The Kensington Review

25 May 2007

Latest Commentary: Volume VI, Number 63
Democrats Cave on Iraq-Nam Timetable -- Back in November, the Democratic Party took both houses of Congress from the Republicans largely because the American people are tired of the war-without-end in Iraq-Nam. When the president had to come to Congress, cap in hand, to ask for more money to keep on fighting to protect the pro-Iranian government in Baghdad (quite contrary to American national interests), they had an opportunity to end the war by forcing the president to accept a timetable for withdrawal of American forces from Iraq-Nam. One presidential veto later, the Democrats in Congress have caved in on the timetable; the new war funding bill lacks one. The Democrats remain a party of collaboration rather than opposition.

Serbian Court Convicts Prime Minister Djindjic’s Assassins -- On March 12, 2003, the pro-Western Prime Minister of Serbia, Zoran Djindjic, was getting out of his car in Belgrade when a sniper shot and killed him. As Judge Nata Mesarevic said this week, “It was not an ordinary murder, it was a political murder with the aim of destabilizing the state.” Judge Mesarevic spoke at the end of a trial that convicted several men of conspiracy and murder. As the trial began, this journal said that this case would be the litmus test for Serbian justice. It looks like Serbia passed the test.

EU Caps Mobile Phone Roaming Charges -- As a general rule, the free market is the best way to establish prices for goods and services. The more a market represents the textbook ideal of a market, the less need there is for government intervention. However, when a flawed market fails to deliver, government action is appropriate. So, the telecoms screaming about the recent decision from the European Parliament to cap roaming charges inside the EU are being disingenuous at best. They don’t operate in a free market to begin with, and their roaming charges actually harmed other sectors of the European economy.
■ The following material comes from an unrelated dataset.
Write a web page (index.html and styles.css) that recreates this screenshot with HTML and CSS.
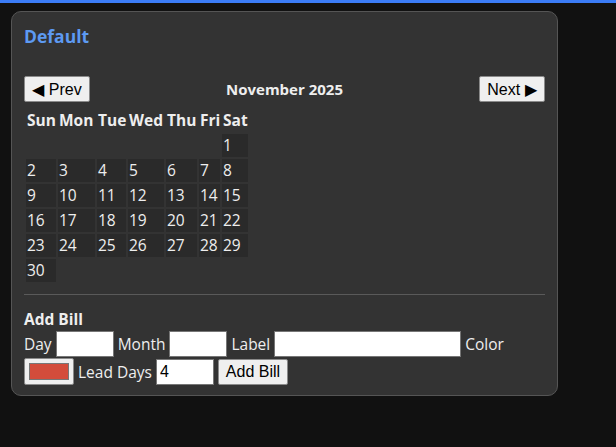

Scottish Schoolgirl Wins Intel Award for £40 Cloud Chamber -- A cloud chamber is a nifty piece of scientific equipment that physicists use to study cosmic rays. Essentially, it makes the particles’ trails visible. Like a lot of scientific equipment, such chambers tend to run to quite some money. So, this year’s Intel International Science and Engineering Fair’s (ISEF) First Award for physics and astronomy went to a young scientist from Scotland who figured out how to make one for about £40 (US$80) from a plastic fish tank, an aluminum sheet and some felt. Congratulations to Holly Batchelor, an 18-year-old student at The Mary Erskine School in Edinburgh.